Heterogeneous Accelerator Deployment refers to the architectural practice of operating multiple types of specialized hardware accelerators—including Graphics Processing Units (GPUs), Tensor Processing Units (TPUs), and custom silicon—across distributed computing clusters without requiring unified low-latency remote direct memory access (RDMA) infrastructure. This approach enables organizations to leverage diverse hardware capabilities optimized for different computational workloads while maintaining system efficiency and flexibility in resource allocation.
Traditional large-scale AI inference systems often mandate that all accelerators within a cluster share a common high-performance interconnect fabric to facilitate rapid inter-device communication. This architectural constraint limits hardware diversity and increases infrastructure costs. Heterogeneous accelerator deployment relaxes these requirements, allowing different processor types to operate within the same distributed system while connected through standard networking protocols. This decoupling enables organizations to deploy specialized hardware suited to specific computational tasks rather than forcing all workloads onto a single hardware platform 1).
The emergence of heterogeneous deployment patterns reflects broader industry trends toward specialized hardware optimization. Different accelerator types excel at different computational patterns: GPUs provide broad-spectrum compute capability with extensive software ecosystems, TPUs offer optimized matrix operations for dense tensor computations, and custom silicon enables task-specific acceleration for particular model architectures or inference patterns. Heterogeneous systems can dynamically route workloads to the most appropriate hardware rather than bottlenecking all computation to the slowest common denominator.
A key technical innovation enabling heterogeneous deployment is the architectural decoupling of prefill and decode phases in transformer-based language models. The prefill stage processes the entire input prompt to generate initial key-value cache entries, requiring high computational intensity and benefiting from maximum parallelism. The decode stage generates tokens autoregressively, processing one token at a time with lower arithmetic intensity but requiring low-latency memory access patterns 2).
By separating these stages architecturally, heterogeneous systems can assign prefill operations to hardware optimized for throughput (such as high-memory-bandwidth GPUs or custom prefill accelerators) while routing decode operations to hardware optimized for latency-critical operations (such as specialized inference processors). This decoupling eliminates the requirement for tight coupling between these distinct computational phases through shared RDMA infrastructure.
The prefill stage benefits from:
The decode stage requires:
By optimizing each stage independently with appropriate hardware, systems achieve superior overall performance compared to unified architectures 3).
Deploying heterogeneous accelerators introduces several technical considerations. Systems must implement efficient queue management and load balancing to route requests appropriately between prefill and decode resources. Request batching strategies become more complex when coordinating across different accelerator types with varying computational characteristics.

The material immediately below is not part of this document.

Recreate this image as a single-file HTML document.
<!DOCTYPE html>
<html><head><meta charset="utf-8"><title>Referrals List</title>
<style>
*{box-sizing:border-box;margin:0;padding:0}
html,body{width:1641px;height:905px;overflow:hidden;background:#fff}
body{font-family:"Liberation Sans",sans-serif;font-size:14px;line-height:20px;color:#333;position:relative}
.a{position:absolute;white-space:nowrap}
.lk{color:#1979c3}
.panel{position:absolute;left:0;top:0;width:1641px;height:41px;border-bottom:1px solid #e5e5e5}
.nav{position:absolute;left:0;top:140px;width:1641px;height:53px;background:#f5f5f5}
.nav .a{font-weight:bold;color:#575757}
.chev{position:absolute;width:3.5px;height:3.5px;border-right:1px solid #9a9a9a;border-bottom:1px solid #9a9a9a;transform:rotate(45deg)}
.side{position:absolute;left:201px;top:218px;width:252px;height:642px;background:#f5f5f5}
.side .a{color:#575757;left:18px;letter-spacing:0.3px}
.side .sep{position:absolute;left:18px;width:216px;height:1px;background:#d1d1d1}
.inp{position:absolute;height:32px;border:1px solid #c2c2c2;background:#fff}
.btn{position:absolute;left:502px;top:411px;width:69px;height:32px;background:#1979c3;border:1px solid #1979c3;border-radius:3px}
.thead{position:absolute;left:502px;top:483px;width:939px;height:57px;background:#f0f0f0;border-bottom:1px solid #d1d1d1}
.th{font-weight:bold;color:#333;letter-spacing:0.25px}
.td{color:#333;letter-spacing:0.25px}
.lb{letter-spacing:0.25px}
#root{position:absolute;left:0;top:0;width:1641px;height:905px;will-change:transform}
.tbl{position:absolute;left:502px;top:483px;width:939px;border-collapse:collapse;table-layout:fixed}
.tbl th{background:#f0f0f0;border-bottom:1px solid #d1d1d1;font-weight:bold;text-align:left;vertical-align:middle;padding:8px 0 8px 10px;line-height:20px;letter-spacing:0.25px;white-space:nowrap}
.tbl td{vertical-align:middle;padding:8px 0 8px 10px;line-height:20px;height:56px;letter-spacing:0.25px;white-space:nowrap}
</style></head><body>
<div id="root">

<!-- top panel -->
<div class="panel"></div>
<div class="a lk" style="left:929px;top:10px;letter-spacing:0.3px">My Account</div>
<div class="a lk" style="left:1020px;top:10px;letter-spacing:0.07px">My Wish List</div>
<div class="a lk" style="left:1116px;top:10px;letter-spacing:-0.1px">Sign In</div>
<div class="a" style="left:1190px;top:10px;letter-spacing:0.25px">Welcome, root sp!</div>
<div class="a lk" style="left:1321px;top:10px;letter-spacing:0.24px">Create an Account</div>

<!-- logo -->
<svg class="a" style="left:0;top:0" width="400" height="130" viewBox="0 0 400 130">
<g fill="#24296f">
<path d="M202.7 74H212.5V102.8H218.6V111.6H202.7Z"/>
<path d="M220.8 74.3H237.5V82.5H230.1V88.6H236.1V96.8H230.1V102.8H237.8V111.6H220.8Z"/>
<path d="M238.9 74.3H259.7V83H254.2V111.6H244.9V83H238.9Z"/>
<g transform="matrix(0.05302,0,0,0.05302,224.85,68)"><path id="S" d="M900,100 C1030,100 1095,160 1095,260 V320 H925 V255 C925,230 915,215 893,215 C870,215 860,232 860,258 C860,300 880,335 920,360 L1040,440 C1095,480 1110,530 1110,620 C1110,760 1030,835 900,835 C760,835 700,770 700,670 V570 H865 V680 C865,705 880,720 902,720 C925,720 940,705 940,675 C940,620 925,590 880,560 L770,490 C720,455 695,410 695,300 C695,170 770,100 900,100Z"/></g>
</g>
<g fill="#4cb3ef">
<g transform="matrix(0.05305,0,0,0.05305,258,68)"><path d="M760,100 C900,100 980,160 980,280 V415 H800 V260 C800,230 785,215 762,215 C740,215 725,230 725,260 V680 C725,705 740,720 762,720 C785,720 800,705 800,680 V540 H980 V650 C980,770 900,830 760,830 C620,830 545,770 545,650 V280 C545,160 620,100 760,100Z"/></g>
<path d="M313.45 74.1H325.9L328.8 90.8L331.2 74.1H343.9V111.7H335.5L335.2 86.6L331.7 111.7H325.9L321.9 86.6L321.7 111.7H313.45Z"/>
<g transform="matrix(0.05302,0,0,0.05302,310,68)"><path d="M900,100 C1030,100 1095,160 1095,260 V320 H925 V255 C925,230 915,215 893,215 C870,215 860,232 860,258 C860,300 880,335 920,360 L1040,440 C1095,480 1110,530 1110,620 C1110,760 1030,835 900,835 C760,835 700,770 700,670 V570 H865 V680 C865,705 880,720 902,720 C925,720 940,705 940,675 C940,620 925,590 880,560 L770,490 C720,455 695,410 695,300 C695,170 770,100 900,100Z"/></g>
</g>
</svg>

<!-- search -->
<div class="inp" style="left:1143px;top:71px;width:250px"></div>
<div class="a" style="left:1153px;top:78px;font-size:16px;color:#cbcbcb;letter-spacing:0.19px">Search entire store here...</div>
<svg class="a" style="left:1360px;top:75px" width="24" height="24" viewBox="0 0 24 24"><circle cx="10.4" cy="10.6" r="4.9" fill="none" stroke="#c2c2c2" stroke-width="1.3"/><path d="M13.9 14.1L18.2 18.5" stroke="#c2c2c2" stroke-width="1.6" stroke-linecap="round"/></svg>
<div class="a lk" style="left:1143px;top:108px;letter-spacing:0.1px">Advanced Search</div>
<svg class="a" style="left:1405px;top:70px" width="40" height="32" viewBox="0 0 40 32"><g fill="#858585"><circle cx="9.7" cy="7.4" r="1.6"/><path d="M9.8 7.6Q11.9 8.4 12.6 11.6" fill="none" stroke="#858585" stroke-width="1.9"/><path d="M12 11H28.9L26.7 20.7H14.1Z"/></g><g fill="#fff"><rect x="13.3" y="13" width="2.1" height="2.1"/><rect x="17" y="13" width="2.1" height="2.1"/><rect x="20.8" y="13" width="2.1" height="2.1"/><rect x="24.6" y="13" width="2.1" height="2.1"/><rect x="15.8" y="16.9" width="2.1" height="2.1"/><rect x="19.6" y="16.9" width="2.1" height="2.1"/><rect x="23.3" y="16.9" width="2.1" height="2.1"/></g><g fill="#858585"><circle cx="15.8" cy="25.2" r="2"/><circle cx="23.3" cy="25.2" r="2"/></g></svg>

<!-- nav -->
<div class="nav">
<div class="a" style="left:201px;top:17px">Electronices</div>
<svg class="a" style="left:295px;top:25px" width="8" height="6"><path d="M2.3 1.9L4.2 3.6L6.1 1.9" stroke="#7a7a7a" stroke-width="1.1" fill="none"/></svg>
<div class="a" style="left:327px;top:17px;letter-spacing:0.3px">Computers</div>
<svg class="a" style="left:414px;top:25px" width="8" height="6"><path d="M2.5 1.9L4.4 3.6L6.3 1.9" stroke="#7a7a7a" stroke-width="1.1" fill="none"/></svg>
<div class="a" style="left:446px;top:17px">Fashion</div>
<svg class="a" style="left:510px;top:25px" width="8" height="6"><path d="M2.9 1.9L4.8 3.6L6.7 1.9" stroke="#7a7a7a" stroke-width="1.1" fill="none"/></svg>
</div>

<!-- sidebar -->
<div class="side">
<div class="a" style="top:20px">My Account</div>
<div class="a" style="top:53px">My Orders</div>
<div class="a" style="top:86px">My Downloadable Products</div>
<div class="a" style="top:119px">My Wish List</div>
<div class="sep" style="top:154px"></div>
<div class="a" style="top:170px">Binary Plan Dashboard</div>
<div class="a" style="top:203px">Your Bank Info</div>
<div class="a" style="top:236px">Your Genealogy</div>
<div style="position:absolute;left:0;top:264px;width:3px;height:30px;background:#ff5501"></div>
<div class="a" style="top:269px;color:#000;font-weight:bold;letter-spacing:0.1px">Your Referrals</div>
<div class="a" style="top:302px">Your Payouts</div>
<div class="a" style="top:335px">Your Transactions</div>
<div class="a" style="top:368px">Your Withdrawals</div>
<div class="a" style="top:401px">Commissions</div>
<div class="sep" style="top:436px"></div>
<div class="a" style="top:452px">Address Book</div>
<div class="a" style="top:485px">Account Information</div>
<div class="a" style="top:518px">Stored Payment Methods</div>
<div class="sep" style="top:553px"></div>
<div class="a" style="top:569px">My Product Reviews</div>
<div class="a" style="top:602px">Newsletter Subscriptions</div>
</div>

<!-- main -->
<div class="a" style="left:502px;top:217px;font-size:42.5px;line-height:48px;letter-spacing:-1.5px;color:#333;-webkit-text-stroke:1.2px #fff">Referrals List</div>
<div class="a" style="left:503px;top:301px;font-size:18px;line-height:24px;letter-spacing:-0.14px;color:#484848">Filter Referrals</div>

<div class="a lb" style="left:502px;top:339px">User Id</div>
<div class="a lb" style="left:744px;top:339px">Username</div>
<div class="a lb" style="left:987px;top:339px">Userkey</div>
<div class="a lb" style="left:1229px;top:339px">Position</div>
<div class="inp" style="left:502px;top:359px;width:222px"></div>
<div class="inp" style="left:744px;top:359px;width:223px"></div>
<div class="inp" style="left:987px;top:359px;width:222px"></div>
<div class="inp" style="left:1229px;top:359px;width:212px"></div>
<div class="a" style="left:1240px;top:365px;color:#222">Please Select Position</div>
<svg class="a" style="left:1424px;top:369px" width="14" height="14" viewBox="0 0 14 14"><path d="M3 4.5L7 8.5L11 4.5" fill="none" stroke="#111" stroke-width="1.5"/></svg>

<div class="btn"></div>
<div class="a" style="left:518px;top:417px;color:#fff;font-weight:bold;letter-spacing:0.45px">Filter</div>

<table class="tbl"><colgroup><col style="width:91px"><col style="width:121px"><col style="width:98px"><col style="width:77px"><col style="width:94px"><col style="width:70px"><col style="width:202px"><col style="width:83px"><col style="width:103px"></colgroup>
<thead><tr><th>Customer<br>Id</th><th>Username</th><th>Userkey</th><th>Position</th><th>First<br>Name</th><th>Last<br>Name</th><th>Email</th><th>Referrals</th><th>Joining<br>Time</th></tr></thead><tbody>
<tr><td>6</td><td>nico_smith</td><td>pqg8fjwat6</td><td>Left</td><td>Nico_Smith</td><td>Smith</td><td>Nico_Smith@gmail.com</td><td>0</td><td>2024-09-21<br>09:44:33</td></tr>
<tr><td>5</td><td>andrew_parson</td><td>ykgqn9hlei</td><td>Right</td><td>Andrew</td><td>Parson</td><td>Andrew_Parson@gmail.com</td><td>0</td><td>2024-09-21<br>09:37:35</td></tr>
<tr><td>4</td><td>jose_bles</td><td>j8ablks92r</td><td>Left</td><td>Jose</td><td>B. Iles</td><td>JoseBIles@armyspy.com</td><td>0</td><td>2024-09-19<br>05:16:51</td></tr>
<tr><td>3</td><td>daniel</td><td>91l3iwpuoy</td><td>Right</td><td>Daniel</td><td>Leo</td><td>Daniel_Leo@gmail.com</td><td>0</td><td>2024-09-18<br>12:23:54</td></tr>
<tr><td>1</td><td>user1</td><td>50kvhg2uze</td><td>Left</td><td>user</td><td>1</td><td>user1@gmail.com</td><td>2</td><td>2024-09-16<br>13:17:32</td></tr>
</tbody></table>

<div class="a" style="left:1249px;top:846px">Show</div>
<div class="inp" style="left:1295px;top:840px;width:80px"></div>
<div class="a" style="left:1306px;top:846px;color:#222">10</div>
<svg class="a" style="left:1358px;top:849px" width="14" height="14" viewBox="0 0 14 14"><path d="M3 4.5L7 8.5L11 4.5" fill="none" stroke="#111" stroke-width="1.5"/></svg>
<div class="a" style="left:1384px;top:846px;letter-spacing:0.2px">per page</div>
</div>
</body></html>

Network communication between heterogeneous stages must tolerate higher latencies than RDMA-connected systems. Prefill results (primarily key-value cache data) must be serialized, transmitted, and deserialized before decode stages can process them. This communication overhead can be minimized through efficient encoding of cache tensors and batched transmission of multiple requests simultaneously 4).

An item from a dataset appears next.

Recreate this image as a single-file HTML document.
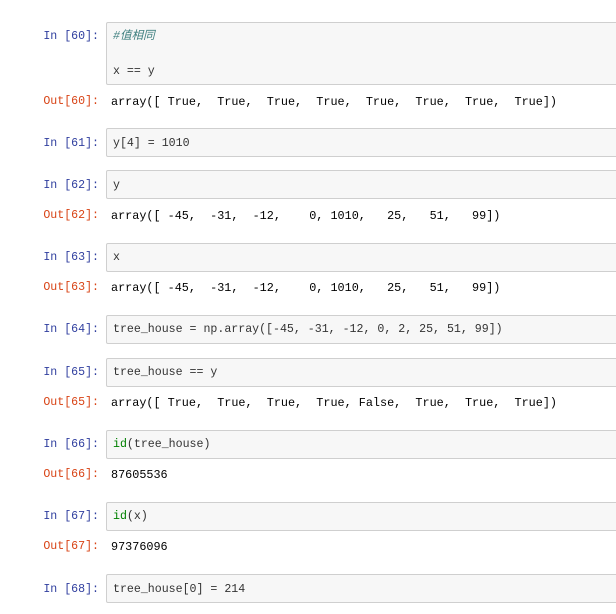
<!DOCTYPE html>
<html><head><meta charset="utf-8"><style>
body{margin:0;width:616px;height:614px;background:#fff;position:relative;overflow:hidden;font-family:"Liberation Mono","Noto Sans CJK SC",monospace;}
.p{position:absolute;right:517px;font-size:11.6px;line-height:16px;white-space:pre;margin-top:1px}
.i{color:#303F9F}.o{color:#D84315}
.b{position:absolute;left:106px;width:520px;background:#f7f7f7;border:1px solid #cfcfcf;border-radius:2px;box-sizing:border-box;}
.t{position:absolute;left:113px;font-size:11.6px;line-height:16px;white-space:pre;color:#333;margin-top:1px}
.r{position:absolute;left:111px;font-size:11.8px;line-height:16px;white-space:pre;color:#000;margin-top:1px}
.g{color:#008000}.c{color:#408080;font-style:italic}
</style></head><body>
<div class="b" style="top:22px;height:63px"></div>
<div class="p i" style="top:28px">In [60]:</div>
<div class="t c" style="top:28px">#值相同</div>
<div class="t" style="top:63px">x == y</div>
<div class="p o" style="top:93px">Out[60]:</div>
<div class="r" style="top:93px">array([ True,  True,  True,  True,  True,  True,  True,  True])</div>

<div class="b" style="top:128px;height:29px"></div>
<div class="p i" style="top:135px">In [61]:</div>
<div class="t" style="top:135px">y[4] = 1010</div>

<div class="b" style="top:170px;height:29px"></div>
<div class="p i" style="top:177px">In [62]:</div>
<div class="t" style="top:177px">y</div>
<div class="p o" style="top:207px">Out[62]:</div>
<div class="r" style="top:207px">array([ -45,  -31,  -12,    0, 1010,   25,   51,   99])</div>

<div class="b" style="top:243px;height:29px"></div>
<div class="p i" style="top:249px">In [63]:</div>
<div class="t" style="top:249px">x</div>
<div class="p o" style="top:279px">Out[63]:</div>
<div class="r" style="top:279px">array([ -45,  -31,  -12,    0, 1010,   25,   51,   99])</div>

<div class="b" style="top:315px;height:29px"></div>
<div class="p i" style="top:321px">In [64]:</div>
<div class="t" style="top:321px">tree_house = np.array([-45, -31, -12, 0, 2, 25, 51, 99])</div>

<div class="b" style="top:358px;height:29px"></div>
<div class="p i" style="top:364px">In [65]:</div>
<div class="t" style="top:364px">tree_house == y</div>
<div class="p o" style="top:394px">Out[65]:</div>
<div class="r" style="top:394px">array([ True,  True,  True,  True, False,  True,  True,  True])</div>

<div class="b" style="top:430px;height:29px"></div>
<div class="p i" style="top:436px">In [66]:</div>
<div class="t" style="top:436px"><span class="g">id</span>(tree_house)</div>
<div class="p o" style="top:466px">Out[66]:</div>
<div class="r" style="top:466px">87605536</div>

<div class="b" style="top:502px;height:29px"></div>
<div class="p i" style="top:508px">In [67]:</div>
<div class="t" style="top:508px"><span class="g">id</span>(x)</div>
<div class="p o" style="top:538px">Out[67]:</div>
<div class="r" style="top:538px">97376096</div>

<div class="b" style="top:574px;height:29px"></div>
<div class="p i" style="top:581px">In [68]:</div>
<div class="t" style="top:581px">tree_house[0] = 214</div>
</body></html>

Memory management across heterogeneous devices requires careful attention to:
Software frameworks managing heterogeneous deployment must support dynamic hardware discovery, capability querying, and workload-aware scheduling. Containerization and orchestration systems can abstract underlying hardware diversity while presenting a unified inference API to applications.
Heterogeneous deployment enables several practical benefits:
Cost Optimization: Organizations can purchase hardware optimized for specific workloads rather than overprovisioning uniform infrastructure. Older GPU models suitable for prefill can coexist with specialized decode accelerators without artificial constraints.
Flexibility: As new accelerator types emerge, systems can incorporate them without wholesale infrastructure replacement. Gradual hardware evolution becomes possible within a single logical cluster.
Scalability: Decoupling reduces inter-device synchronization requirements, enabling larger cluster sizes and more heterogeneous compositions. Organizations can scale prefill and decode capacity independently based on workload patterns.
Specialization: Custom silicon optimized for specific attention mechanisms, quantization schemes, or model architectures can be deployed within heterogeneous clusters, enabling capabilities unavailable in general-purpose accelerators.
These capabilities prove particularly valuable for large-scale inference services supporting diverse model architectures and variable request patterns 5).
Heterogeneous systems introduce operational complexity compared to uniform clusters. Debugging performance issues across different hardware types requires sophisticated telemetry and profiling infrastructure. Reproducing latency-sensitive issues becomes challenging when hardware variability is intentional.
Maximizing utilization across heterogeneous resources requires sophisticated scheduling algorithms. Imbalanced workloads may leave certain accelerator types underutilized while bottlenecking on others. Dynamic load balancing becomes essential but introduces additional software complexity.
Future research directions include automated workload characterization to determine optimal hardware assignments, dynamic reconfiguration in response to changing demand patterns, and specialized compiler optimizations for cross-device inference pipelines.